Os ensaios de migração para ftalatos também foram realizados no leite e revelaram menores concentrações da substância que as encontradas quando do uso do álcool 50% mas, mesmo assim, superiores aos limites estabelecidos pelas normas internacionais adotadas pela Anvisa, embora as condições fossem menos drásticas que as verificadas quando do uso do simulante.
Para a determinação de aminas aromáticas e metais no corpo da mamadeira foi utilizada uma solução de ácido acético a 3%, e para avaliar as nitrosaminas e os metais nos bicos empregou-se um simulador de saliva, porque a capacidade extratora de cada simulante depende do composto que está sendo avaliado.
As migrações dos metais dos bicos das mamadeiras foram simuladas por meio de suas imersões em solução de saliva sintética por 24 horas a 40 graus, conforme o recomendado pela Anvisa, e as presenças de zinco, bário e chumbo situaram-se abaixo dos valores preconizados. Mesmo assim, o autor considera necessário o monitoramento de metais em bicos, em razão da neurotoxicidade associada ao chumbo, principalmente para bebês.

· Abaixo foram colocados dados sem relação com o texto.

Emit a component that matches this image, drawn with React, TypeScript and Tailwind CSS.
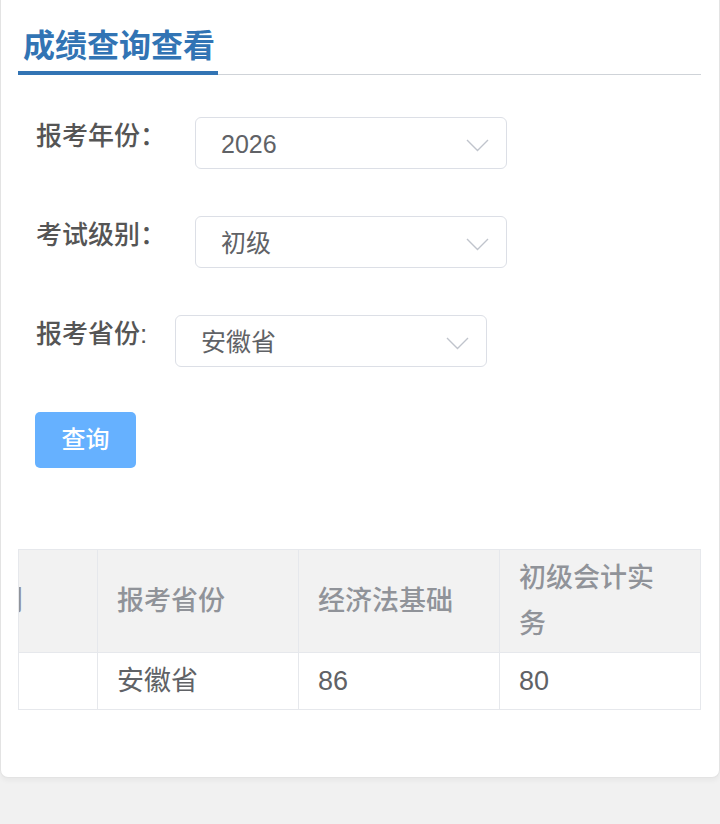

De outro lado, mesmo com a ampla utilização de tinta de impressão nas ilustrações externas ao copo e o pigmento utilizado para colorir o corpo e o bico das mamadeiras, não foram detectadas aminas aromáticas nos copos dos utensílios e nem nos bicos de borracha sintéticas, constituídas de silicone.
Nas mamadeiras de polipropileno, as aminas aromáticas e os antioxidantes, cujos ensaios foram feitos com acido acético a 3%, todos esses compostos migraram abaixo dos limites tolerados. Mas, nas mamadeiras de silicone, foram identificados 17 compostos não intencionalmente adicionados. Essas substâncias, não contempladas nas listas da Anvisa, podem constituir um risco toxicológico para os bebês.
Em relação aos compostos voláteis, dos 45 compostos identificados nas mamadeiras, 84% provinham do uso do silicone. Mereceram particular menção os aldeídos que compõem os compostos voláteis responsáveis pelo odor desagradável da mamadeira de silicone. Nestes casos, revela-se importante a análise olfatométrica, pois os compostos odoríferos podem afetar as propriedades dos alimentos e levar à rejeição do produto, mesmo em baixíssimas concentrações.